Is an Osaka Street Food Tour Worth It? The Honest Answer
The math: DIY vs tour
Street-food dishes run ¥500–1,000 each. A solo crawl of 15 dishes costs ¥7,500–12,000 ($69–$110) in food alone. A tour at $60–$69 charges roughly the same as the DIY food bill, but layers in a live guide, reserved seats, and a route.
The real cost of DIY is not money — it is friction. A Shinsekai counter has no sign, no English menu, no walk-in queue. The counter seats are booked by regulars and guides. A solo diner shows up and either gets turned away or wedges into the only standing spot. Tour guides have relationships with the shops; they text ahead, reserve seats, and translate the menu while you eat. That is the $60 you are paying for.
Who should skip a tour
- You are comfortable with Japanese menus and standing at counters alone.
- You have 2–4 days in Osaka and want to ramble slowly through neighborhoods at your own pace.
- You have severe dietary restrictions (vegan, gluten-free) — most tours exclude you because Osaka food is meat and fried.

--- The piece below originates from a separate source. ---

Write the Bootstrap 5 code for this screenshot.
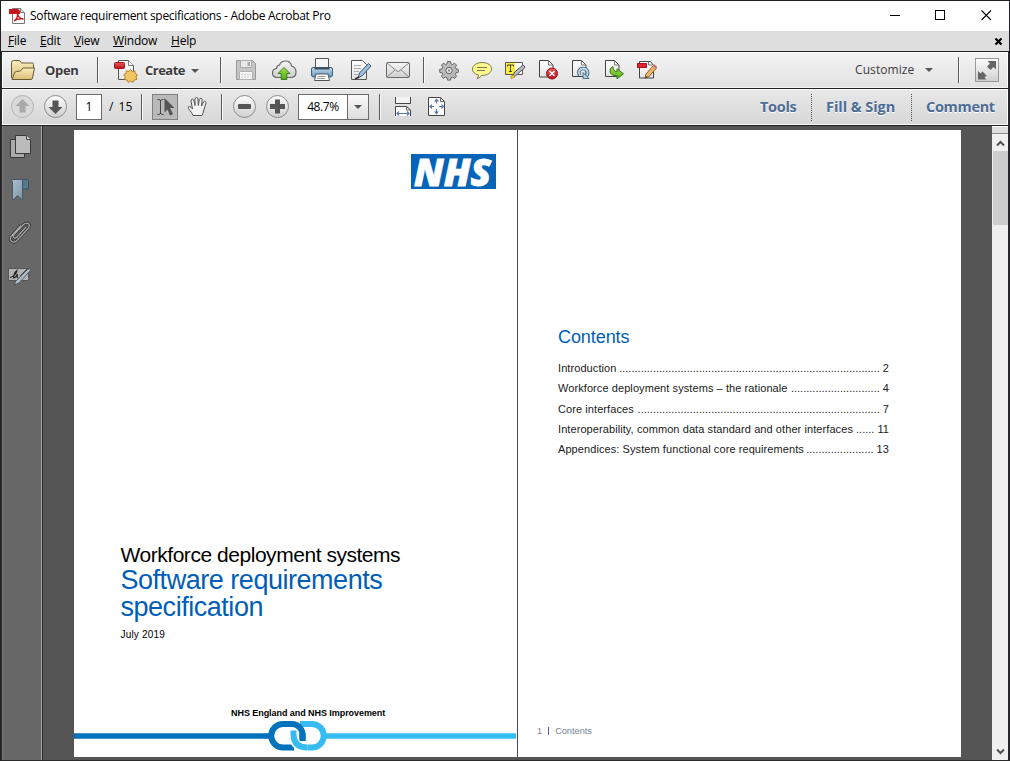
<!DOCTYPE html>
<html lang="en">
<head>
<meta charset="utf-8">
<meta name="viewport" content="width=device-width, initial-scale=1">
<title>Software requirement specifications - Adobe Acrobat Pro</title>
<link href="https://cdn.jsdelivr.net/npm/bootstrap@5.3.0/dist/css/bootstrap.min.css" rel="stylesheet">
<style>
  html, body { height: 100%; }
  body { font: 12px/16px "Open Sans", "Noto Sans", sans-serif; color: #000; overflow: hidden; background: #fff; }
  .window { height: 761px; border: 1px solid #222026; border-bottom-color: #2b2b2b; }
  svg { display: block; flex: none; }
  .t { white-space: nowrap; flex: none; }
  .titlebar { height: 30px; padding-left: 8px; }
  .titlebar .t { letter-spacing: -.31px; margin-left: 5px; }
  .menubar { height: 20px; background: #dedede; padding-left: 7px; padding-right: 6px; }
  .menubar a { color: #000; text-decoration: none; letter-spacing: -.2px; flex: none; }
  .m-file { width: 32px; } .m-edit { width: 34px; } .m-view { width: 39px; } .m-window { width: 58px; } .m-help { width: 40px; }
  .frame { border-left: 1px solid #2a2a2a; border-right: 1px solid #2a2a2a; }
  .bar { height: 37px; border-top: 1px solid #222; color: #3c3c3c; box-shadow: inset 0 1px #fff, inset 1px 0 #fff, inset -1px 0 #fff, inset 0 -1px #f6f6f6; }
  .bar-main { background-color: #ebebeb; background-image: linear-gradient(#f4f4f4, #e2e2e2); }
  .bar-nav { background-color: #dfdfdf; background-image: linear-gradient(#e8e8e8, #d6d6d6); }
  .bar-label { font-weight: 700; font-size: 13px; letter-spacing: -.5px; text-shadow: 0 1px #fff; }
  .vsep { width: 2px; height: 26px; flex: none; background: linear-gradient(90deg, #5a5a5a 50%, #f8f8f8 50%); }
  .dsep { width: 1px; height: 27px; flex: none; background: repeating-linear-gradient(#555 0 1px, transparent 1px 2px); }
  .pagebox { width: 26px; height: 26px; border: 1px solid #6b6b6b; background: #fff; color: #000; text-align: center; line-height: 23px; flex: none; }
  .zoombox { width: 71px; height: 26px; border: 1px solid #6b6b6b; background: #fff; color: #000; flex: none; }
  .zoombox .val { width: 48px; text-align: center; letter-spacing: -.4px; line-height: 23px; }
  .zoombox .drop { width: 21px; border-left: 1px solid #6b6b6b; background: linear-gradient(#fafafa, #dcdcdc); }
  .pane-link { font-weight: 700; font-size: 14.5px; letter-spacing: -.32px; color: #4d6c96; text-decoration: none; text-shadow: 0 1px #fff; flex: none; padding-bottom: 1px; }
  .workspace { height: 635px; border-top: 1px solid #222; background: #555; }
  .rail { width: 41px; background: #676767; border-right: 1px solid #2a2a2a; box-shadow: inset -1px 0 #aaa, inset 1px 0 #777; flex: none; }
  .pages { margin: 4px 0 3px 31px; width: 887px; flex: none; font-family: "Liberation Sans", Arial, sans-serif; }
  .sheet { background: #fff; }
  .sheet-cover { width: 444px; border-right: 1px solid #4b4b4b; flex: none; }
  .logo { margin: 24px 0 0 337px; overflow: visible; }
  .cover-title { margin: 353px 0 0 46.5px; }
  .cover-sub { font-size: 21px; line-height: 25px; letter-spacing: -.46px; margin: 0; font-weight: 400; }
  .cover-head { font-size: 27px; line-height: 27px; letter-spacing: -.47px; color: #005eb8; margin: 0; font-weight: 400; }
  .cover-date { font-size: 10px; line-height: 12px; letter-spacing: .18px; margin-top: 8px; }
  .cover-org { font-size: 9px; line-height: 12px; font-weight: 700; margin: 66px 0 0 157px; letter-spacing: -.06px; }
  .toc-head { font-size: 18px; line-height: 22px; color: #005eb8; font-weight: 400; margin: 196px 0 0 40px; letter-spacing: -.08px; }
  .toc { font-size: 11px; line-height: 20.25px; width: 331px; margin: 10px 0 0 40px; letter-spacing: .08px; color: #1a1a1a; }
  .toc .dots { letter-spacing: .01px; margin-right: 3px; }
  .page-foot { font-size: 9.2px; line-height: 12px; color: #768692; margin: 266px 0 0 19px; }
  .page-foot i { width: 1px; height: 8px; background: #5a50c0; margin: 2px 6px 0 6px; }
  .scroller { width: 16px; background: #f0f0f0; flex: none; }
  .splitter { height: 8px; background: #dedede; border-bottom: 1px solid #8f8f8f; border-top: 1px solid #fff; }
  .thumb { height: 74px; margin-left: 1px; width: 15px; background: #cdcdcd; }
</style>
</head>
<body>
<svg width="0" height="0" class="position-absolute">
  <defs>
    <linearGradient id="gBtn" x2="0" y2="1"><stop stop-color="#fdfdfd"/><stop offset="1" stop-color="#cfcfcf"/></linearGradient>
    <linearGradient id="gDoc" x2="0" y2="1"><stop stop-color="#fff"/><stop offset="1" stop-color="#e4e4e4"/></linearGradient>
    <linearGradient id="gMail" x2="0" y2="1"><stop stop-color="#f6f6f6"/><stop offset="1" stop-color="#cfcfcf"/></linearGradient>
    <linearGradient id="gFold" x2="0" y2="1"><stop stop-color="#fbefc0"/><stop offset="1" stop-color="#dcbb72"/></linearGradient>
    <linearGradient id="gGreen" x2="0" y2="1"><stop stop-color="#a8e04a"/><stop offset="1" stop-color="#4fae1e"/></linearGradient>
    <linearGradient id="gBlue" x2="0" y2="1"><stop stop-color="#c4def0"/><stop offset="1" stop-color="#5f95bd"/></linearGradient>
    <linearGradient id="gRed" x2="0" y2="1"><stop stop-color="#ee5a5a"/><stop offset="1" stop-color="#b80f1c"/></linearGradient>
    <linearGradient id="gMark" x2="1" y2="1"><stop stop-color="#a9c0d0"/><stop offset="1" stop-color="#7e97a8"/></linearGradient>
  </defs>
</svg>
<div class="window">
  <header class="titlebar d-flex align-items-center">
    <svg width="16" height="18" viewBox="9 6 16 18"><path d="M12.500 7.500h8l4 4v11h-12z" fill="#fff" stroke="#777"/><path d="M20.500 7.500v4h4" fill="#ddd" stroke="#777"/><path d="M9 8h9l2 2v3H9z" fill="#c4161c"/><path d="M14 20c3-2 4-5 3.500-8 .5 4 3 6 6 6-4-.5-7 0-9.500 2z" fill="none" stroke="#c4161c" stroke-width="1.300"/></svg>
    <span class="t">Software requirement specifications - Adobe Acrobat Pro</span>
    <svg class="ms-auto" width="122" height="30" viewBox="887 1 122 30" fill="none" stroke="#000" shape-rendering="crispEdges"><path d="M890 15.500h10M935.500 10.500h9v9h-9z"/><path d="M981.500 10.500l9.500 9.500M991 10.500l-9.500 9.500" shape-rendering="auto" stroke-width="1.100"/></svg>
  </header>
  <nav class="menubar d-flex align-items-center">
    <a class="m-file" href="#"><u>F</u>ile</a><a class="m-edit" href="#"><u>E</u>dit</a><a class="m-view" href="#"><u>V</u>iew</a><a class="m-window" href="#"><u>W</u>indow</a><a class="m-help" href="#"><u>H</u>elp</a>
    <svg class="ms-auto" width="9" height="9" viewBox="0 0 9 9"><path d="M1.500 1.500l6 6M7.500 1.500l-6 6" stroke="#000" stroke-width="2.200"/></svg>
  </nav>
  <div class="frame">
    <div class="bar bar-main d-flex align-items-center">
      <svg width="43" height="36" viewBox="2 52 43 36"><path d="M11.500 78V62.500q0-2 2-2h6l2 2.500h11q1 0 1 1.500v4" fill="url(#gFold)" stroke="#6b5a36"/><path d="M12 79.500l2.500-6.500q.5-1.300 2-1.500l4-.5 2.500-3h11.500l-2 10q-.3 1.500-1.500 1.500z" fill="url(#gFold)" stroke="#6b5a36"/></svg>
      <span class="t bar-label" style="width:52px;letter-spacing:-.3px">Open</span>
      <div class="vsep"></div>
      <svg width="46" height="36" viewBox="99 52 46 36"><path d="M118.500 60.500h10l5 5v14h-15z" fill="url(#gDoc)" stroke="#555"/><path d="M128.500 60.500v5h5" fill="#fff" stroke="#777"/><rect x="114.500" y="62.500" width="10" height="6" rx="1" fill="url(#gRed)" stroke="#a3141c"/><path d="M130.500 69.500l1.700 2 2.600-.7.300 2.600 2.300 1.400-1.400 2.200.8 2.500-2.600.5-1.200 2.300-2.500-1-2.400 1-1.200-2.300-2.500-.5.800-2.500-1.500-2.200 2.400-1.400.2-2.600 2.600.7z" fill="#f2c660" stroke="#a97a20" stroke-width=".9"/></svg>
      <span class="t bar-label" style="width:46px">Create</span>
      <svg width="29" height="36" viewBox="191 52 29 36"><path d="M191 69h8l-4 4z" fill="#555"/></svg>
      <div class="vsep"></div>
      <svg width="43" height="36" viewBox="222 52 43 36"><path d="M236.500 60.500h16l3 3v16h-19z" fill="#c6c6c6" stroke="#999"/><path d="M240.500 60.500h11v7h-11z" fill="#e8e8e8" stroke="#aaa"/><path d="M247.500 62v4h2.500v-4z" fill="#aaa"/><path d="M239.500 71.500h13v8h-13z" fill="#f6f6f6" stroke="#b0b0b0"/><path d="M241 74.500h10M241 77h10" stroke="#c8c8c8" stroke-dasharray="2 1"/></svg>
      <svg width="38" height="36" viewBox="265 52 38 36"><path d="M277 77.500q-4.500-.2-4.500-4.500 0-4 4-4.500 0-3 3-3.500 1.500-4 6-4 5 0 6 5 4.500 1.500 4.500 6 0 5.500-5 5.500z" fill="url(#gMail)" stroke="#666" stroke-width="1.200"/><path d="M284 67.500l6 6h-3.200v6h-5.600v-6H278z" fill="url(#gGreen)" stroke="#3b7d1a"/></svg>
      <svg width="38" height="36" viewBox="303 52 38 36"><path d="M315.500 58.500h13v10h-13z" fill="#f4f6f8" stroke="#555"/><path d="M311.500 69q0-1.500 1.500-1.500h18q1.500 0 1.500 1.500v6q0 2-2 2h-17q-2 0-2-2z" fill="url(#gBlue)" stroke="#40627c"/><path d="M314.500 67.500h15v2h-15z" fill="#3e4b55"/><path d="M316 74h12l1.500 6.500h-15z" fill="#fff" stroke="#555"/><path d="M317.500 76.500h8M317 78.500h8" stroke="#999"/></svg>
      <svg width="38" height="36" viewBox="341 52 38 36"><path d="M351.500 60.500h11l4 4v15h-15z" fill="url(#gDoc)" stroke="#555"/><path d="M354 65.500h7M354 68.500h7M354 71.500h5M354 74.500h4" stroke="#aaa"/><path d="M358 78l1.500-5 9-9.500 2.500 2.500-8.500 9.500z" fill="#9fc0dc" stroke="#385673"/><path d="M355 79l4-2" stroke="#333" stroke-width="1.500"/></svg>
      <svg width="44" height="36" viewBox="379 52 44 36"><rect x="386.500" y="62.500" width="23" height="15" rx="1" fill="url(#gMail)" stroke="#666"/><path d="M387 63l11 9 11-9M387 77l8-7M409 77l-8-7" fill="none" stroke="#888"/></svg>
      <div class="vsep"></div>
      <svg width="40" height="36" viewBox="425 52 40 36"><path d="M447.500 61.500h3l.5 2.300 1.600.7 2-1.300 2 2-1.300 2 .7 1.600 2.300.5v3l-2.300.5-.7 1.600 1.300 2-2 2-2-1.300-1.600.7-.5 2.300h-3l-.5-2.300-1.600-.7-2 1.300-2-2 1.300-2-.7-1.600-2.300-.5v-3l2.300-.5.700-1.600-1.300-2 2-2 2 1.300 1.600-.7z" fill="#b9b9b9" stroke="#666"/><circle cx="449" cy="70.500" r="3.200" fill="#e0e0e0" stroke="#666"/><circle cx="449" cy="70.500" r="1" fill="#777"/></svg>
      <svg width="33" height="36" viewBox="465 52 33 36"><path d="M482 62.500c6 0 9.500 3 9.500 6.500s-4 6.500-10 6.500q-1 2.500-4.500 3 1.500-1.500 1.500-3.500c-4-.8-6-3-6-6 0-3.500 4-6.500 9.500-6.500z" fill="#fff98c" stroke="#7d7a50"/><path d="M477 67.500h10M477 70.500h8" stroke="#77755a"/></svg>
      <svg width="33" height="36" viewBox="498 52 33 36"><path d="M505.500 62.500h17v12h-17z" fill="#fff" stroke="#555"/><path d="M506 63h9v11h-9z" fill="#ffed3c"/><path d="M507.500 66.500v-1.500h6v1.500M510.500 65v6M509 71.500h3" fill="none" stroke="#444"/><path d="M513 76l1.500-4 8-6.500q2-.5 2.500 2l-7.500 6.500-2.500 2.500z" fill="#bbb" stroke="#555"/><path d="M511 76l3-1 1 2-4 1.500z" fill="#f0d820" stroke="#8a7a20" stroke-width=".6"/></svg>
      <svg width="33" height="36" viewBox="531 52 33 36"><path d="M539.500 60.500h9l4.500 4.500v12h-13.500z" fill="url(#gDoc)" stroke="#444"/><path d="M548.500 60.500v4.500h4.500" fill="none" stroke="#777"/><circle cx="552" cy="73.500" r="5.500" fill="url(#gRed)" stroke="#98121a"/><path d="M549.500 71l5 5M554.500 71l-5 5" stroke="#fff" stroke-width="1.600"/></svg>
      <svg width="33" height="36" viewBox="564 52 33 36"><path d="M572.500 60.500h9l4.500 4.500v11.500h-13.500z" fill="url(#gDoc)" stroke="#444"/><path d="M581.500 60.500v4.500h4.500" fill="none" stroke="#777"/><path d="M580 75.500c-2.500-3.500-.5-7 3-7 4.500 0 6 5 3 7.500" fill="none" stroke="#41637f" stroke-width="3.600"/><path d="M580 75.500c-2.500-3.500-.5-7 3-7 4.500 0 6 5 3 7.500" fill="none" stroke="#c3dced" stroke-width="1.800"/><path d="M583 72.500v6h6z" fill="#b9d4e8" stroke="#41637f" stroke-width=".9"/></svg>
      <svg width="33" height="36" viewBox="597 52 33 36"><path d="M605.500 60.500h9l4.500 4.500v11.500h-13.500z" fill="url(#gDoc)" stroke="#444"/><path d="M614.500 60.500v4.500h4.500" fill="none" stroke="#777"/><path d="M613 66.500q-3 1-3 4.500 0 4.500 7 4.800v3l6.500-5-6.500-5v3q-4-.3-4-5.300z" fill="url(#gGreen)" stroke="#35731a"/></svg>
      <svg width="33" height="36" viewBox="630 52 33 36"><path d="M639.500 61.500h11l3 4v12.500h-14z" fill="url(#gDoc)" stroke="#444"/><path d="M648.500 61.500v3.500h4" fill="none" stroke="#777"/><path d="M637.500 63.500h9v4h-9z" fill="#e0222c" stroke="#a80f18"/><path d="M645 78l1-4 7.500-8.500 3 2.500-7.500 8.500z" fill="#efb56a" stroke="#8a5a2a"/><path d="M653.500 65l3 2.500" stroke="#c66" stroke-width="2"/><path d="M645 78.500l1-2.500 1.500 1z" fill="#333"/></svg>
      <span class="t ms-auto" style="width:70px;letter-spacing:.08px">Customize</span>
      <svg width="33" height="36" viewBox="925 52 33 36"><path d="M925 68h8l-4 4z" fill="#555"/></svg>
      <div class="vsep"></div>
      <svg width="48" height="36" viewBox="960 52 48 36"><rect x="975.500" y="58.500" width="23" height="23" fill="url(#gBtn)" stroke="#999"/><path d="M987.500 61h8.500v8.500l-2.500-2.500-3 3-3.500-3.500 3-3zM978 71l2.500 2.500 2-2 4 4-2 2 2 2H978z" fill="#666"/></svg>
    </div>
    <div class="bar bar-nav d-flex align-items-center">
      <svg width="37" height="36" viewBox="2 89 37 36"><circle cx="22.500" cy="106.500" r="11" fill="#dadada" stroke="#b4b4b4"/><path d="M22.500 99l7 7h-4v6.500h-6V106h-4z" fill="#a9a9a9"/></svg>
      <svg width="37" height="36" viewBox="39 89 37 36"><circle cx="55.500" cy="106.500" r="11" fill="url(#gBtn)" stroke="#8c8c8c"/><path d="M55.500 114l7-7h-4v-6.500h-6v6.500h-4z" fill="#555"/></svg>
      <div class="pagebox">1</div>
      <span class="t text-black" style="width:39px;padding-left:7px;word-spacing:2px">/ 15</span>
      <div class="vsep"></div>
      <svg width="37" height="36" viewBox="143 89 37 36"><rect x="152.500" y="94.500" width="25" height="25" fill="#b9b9b9" stroke="#808080"/><path d="M157.500 99.500h1.500l1.500 1 1.500-1h1.500M160.500 100v14M157.500 114.500h1.500l1.500-1 1.500 1h1.500" fill="none" stroke="#444"/><path d="M164.500 98l10 10h-4.500l3 6-3 1.500-2.500-6-3 3z" fill="#555"/></svg>
      <svg width="41" height="36" viewBox="180 89 41 36"><path d="M193 115.500q-1-3-4.500-7-.8-2 1-2.200 1.500.5 3 2.700l-1.500-8q0-1.800 1.300-1.800t1.700 1.800l1 4.500V99q.2-1.500 1.500-1.500T198 99l.3 6.500 1-6q.5-1.500 1.700-1.200 1.300.3 1.100 1.700l-.6 6 2-4q.8-1.200 1.800-.6t.6 2l-2.400 7.600q-.5 2.500-1.500 4.500z" fill="#f2f2f2" stroke="#555"/></svg>
      <div class="vsep"></div>
      <svg width="38" height="36" viewBox="223 89 38 36"><circle cx="244.500" cy="106.500" r="11" fill="url(#gBtn)" stroke="#8c8c8c"/><rect x="238" y="104" width="13" height="5" rx="1" fill="#555"/></svg>
      <svg width="37" height="36" viewBox="261 89 37 36"><circle cx="277.500" cy="106.500" r="11" fill="url(#gBtn)" stroke="#8c8c8c"/><path d="M275 99.500h5v4.500h5v5h-5v4.500h-5V109h-5v-5h5z" fill="#555"/></svg>
      <div class="zoombox d-flex"><div class="val">48.7%</div><div class="drop d-flex align-items-center justify-content-center"><svg width="8" height="4"><path d="M0 0h8L4 4z" fill="#555"/></svg></div></div>
      <div style="width:10px" class="flex-shrink-0"></div>
      <div class="vsep"></div>
      <svg width="38" height="36" viewBox="381 89 38 36"><path d="M395.500 97v6.500h15V97" fill="#f4f4f4" stroke="#444"/><path d="M395.500 116v-9.500h11l4 3.500v6" fill="#fff" stroke="#444"/><path d="M406.500 106.500v3.500h4" fill="none" stroke="#666"/><path d="M397 113.500h12M399 111.500l-2 2 2 2M407 111.500l2 2-2 2" fill="none" stroke="#5d76b5" stroke-width="1.200"/></svg>
      <svg width="33" height="36" viewBox="419 89 33 36"><path d="M428.500 97.500h12l4 4v14h-16z" fill="#fff" stroke="#444"/><path d="M440.500 97.500v4h4" fill="none" stroke="#666"/><path d="M436.500 99v4.500M436.500 109v5M430 106.500h4M439 106.500h4.500" stroke="#5d76b5" stroke-width="1.200"/><path d="M434 101.500l2.500-3 2.500 3zM434 111.500l2.500 3 2.500-3zM432 104l-3 2.500 3 2.500zM441.500 104l3 2.500-3 2.500z" fill="#5d76b5"/></svg>
      <a class="pane-link ms-auto" style="width:51px" href="#">Tools</a>
      <div class="dsep"></div>
      <a class="pane-link" style="width:99px;padding-left:14px;letter-spacing:-.05px" href="#">Fill &amp; Sign</a>
      <div class="dsep"></div>
      <a class="pane-link" style="width:96px;padding-left:14px" href="#">Comment</a>
    </div>
    <div class="workspace d-flex">
      <aside class="rail">
        <svg width="39" height="42" viewBox="2 126 39 42"><path d="M10.500 139.500h14v18h-14z" fill="#aaa" stroke="#3a3a3a"/><path d="M15.500 135.500h11l4 4v14h-15z" fill="#bbb" stroke="#3a3a3a"/><path d="M26.500 135.500v4h4" fill="#ddd" stroke="#444"/></svg>
        <svg width="39" height="43" viewBox="2 168 39 43"><path d="M20.500 179.500h7q1 .5 1 2v7.500h-6v-7z" fill="#54788c" stroke="#3c515f"/><path d="M11.500 181q0-1.500 1.500-1.500h9.500v20.500l-5-4.500-5 5v-19z" fill="url(#gMark)" stroke="#455863"/></svg>
        <svg width="39" height="43" viewBox="2 211 39 43"><g fill="none" stroke-linecap="round"><path d="M26 227l-9 10q-2 2-3.300.7t.3-3.200l9.500-10q3-2.500 5-.8 2 2-.5 4.800l-11 12q-3 3-5.500.8t0-5.300l9-10" stroke="#343434" stroke-width="2.800"/><path d="M26 227l-9 10q-2 2-3.300.7t.3-3.200l9.500-10q3-2.500 5-.8 2 2-.5 4.800l-11 12q-3 3-5.500.8t0-5.300l9-10" stroke="#aaa" stroke-width="1.200"/></g></svg>
        <svg width="39" height="43" viewBox="2 254 39 43"><path d="M8.500 268.500h20v12h-20z" fill="#b4b4b4" stroke="#555"/><path d="M10 277.500q6-2 7-7-3 2-3.500 7.500 2 0 4-4-1 4 1 4" fill="none" stroke="#222" stroke-width="1.200"/><path d="M20 276l7-7" stroke="#444"/><path d="M14.500 285l1-3.500 12-12q2-1.500 3.500.3L19 283z" fill="#a9bccb" stroke="#444" stroke-width=".8"/></svg>
      </aside>
      <main class="pages d-flex">
        <section class="sheet sheet-cover">
          <svg class="logo" width="85" height="35" viewBox="0 0 85 35"><path d="M0 0h85v35H0z" fill="#0664b8"/><text x="3" y="31.500" font-family="Open Sans, Noto Sans, sans-serif" font-weight="800" font-style="italic" font-size="37.500" fill="#fff" stroke="#fff" stroke-width=".8" textLength="77" lengthAdjust="spacingAndGlyphs">NHS</text></svg>
          <div class="cover-title">
            <h2 class="cover-sub">Workforce deployment systems</h2>
            <h1 class="cover-head">Software requirements<br>specification</h1>
            <div class="cover-date">July 2019</div>
          </div>
          <div class="cover-org">NHS England and NHS Improvement</div>
          <svg width="443" height="32" viewBox="74 719 443 32"><path d="M74 736h197" stroke="#0072bc" stroke-width="5.500"/><path d="M325 736h191" stroke="#36bcf0" stroke-width="5.500"/><g fill="none" stroke-width="6"><path d="M300 724h12a11.500 11.500 0 0 1 0 23.500h-6" stroke="#36bcf0"/><path d="M294 747.500h-11a11.700 11.700 0 0 1 0-23.500h9a10.500 10.500 0 0 1 10.500 10.500v6" stroke="#0072bc"/><path d="M293.500 730.500v4.500q.5 12.500 14 12.500" stroke="#fff" stroke-width="9"/><path d="M293.500 730.500v4.500q.5 12.500 14 12.500" stroke="#36bcf0"/><path d="M302.500 733v8" stroke="#0072bc"/></g></svg>
        </section>
        <section class="sheet flex-fill">
          <h2 class="toc-head">Contents</h2>
          <div class="toc">
            <div class="d-flex"><span class="t">Introduction</span><span class="t dots ms-auto">.....................................................................................</span><span class="t">2</span></div>
            <div class="d-flex"><span class="t">Workforce deployment systems – the rationale</span><span class="t dots ms-auto">.............................</span><span class="t">4</span></div>
            <div class="d-flex"><span class="t">Core interfaces</span><span class="t dots ms-auto">...............................................................................</span><span class="t">7</span></div>
            <div class="d-flex"><span class="t">Interoperability, common data standard and other interfaces</span><span class="t dots ms-auto">......</span><span class="t">11</span></div>
            <div class="d-flex"><span class="t">Appendices: System functional core requirements</span><span class="t dots ms-auto">......................</span><span class="t">13</span></div>
          </div>
          <div class="page-foot d-flex"><span>1</span><i></i><span>Contents</span></div>
        </section>
      </main>
      <div class="scroller ms-auto">
        <div class="splitter"></div>
        <svg width="16" height="17" viewBox="992 134 16 17"><path d="M997 145.500l3.500-3.500 3.500 3.500" fill="none" stroke="#505050" stroke-width="2"/></svg>
        <div class="thumb"></div>
        <svg width="16" height="534" viewBox="992 225 16 534"><path d="M997 749.500l3.500 3.500 3.500-3.500" fill="none" stroke="#505050" stroke-width="2"/></svg>
      </div>
    </div>
  </div>
</div>
<script src="https://cdn.jsdelivr.net/npm/bootstrap@5.3.0/dist/js/bootstrap.bundle.min.js"></script>
</body>
</html>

- Food allergies are a risk on group tours because the guide explains while you eat, not before.
- You are not interested in the "why" behind dishes, only the eating itself.
Who should book a tour
- First-timer to Osaka who wants to avoid the Dotonbori queue.
- You want to eat where locals eat, but don’t know where that is.
- You want history, context, and the story behind each dish.
- You value your time and prefer a 3-hour structured experience to a DIY all-day search.
- Solo traveller or small group — tours are social, and guides are often your only English-speaking human.
- You want the photo-stop and the social media moment (Glico Man, Shinsekai neon).
The $60 flagship tour (fifteen-dishes) has 2,658 reviews because it answers the Osaka question: skip the queue on the bridge, eat where the eight-seat counters are, and know what you are ordering.
Frequently asked questions
Is a street food tour worth the money compared to eating alone?
Yes, if you want the best rooms. DIY costs ¥7,500–12,000 for 15 dishes; the tour costs $60–$69. But tour guides have seat access you cannot get solo — eight-seat counters with no sign outside do not take walk-ins. You pay for the key, not just the food.
What if I just go to Dotonbori without a tour?
You will eat, but you will queue 40 minutes for takoyaki that locals would not queue 4 minutes for. A tour skips Dotonbori (or saves it for dessert after night) and takes you to Shinsekai and Ura-Namba instead — one train stop away, same city, different food.
Can I do this alone, or is a guide essential?
You can eat great street food alone, but the guide’s main job is seat access and ordering in a no-English-menu shop. If you are comfortable pointing and nodding, you can DIY. If you want the story and the guaranteed best rooms, a tour is worth it.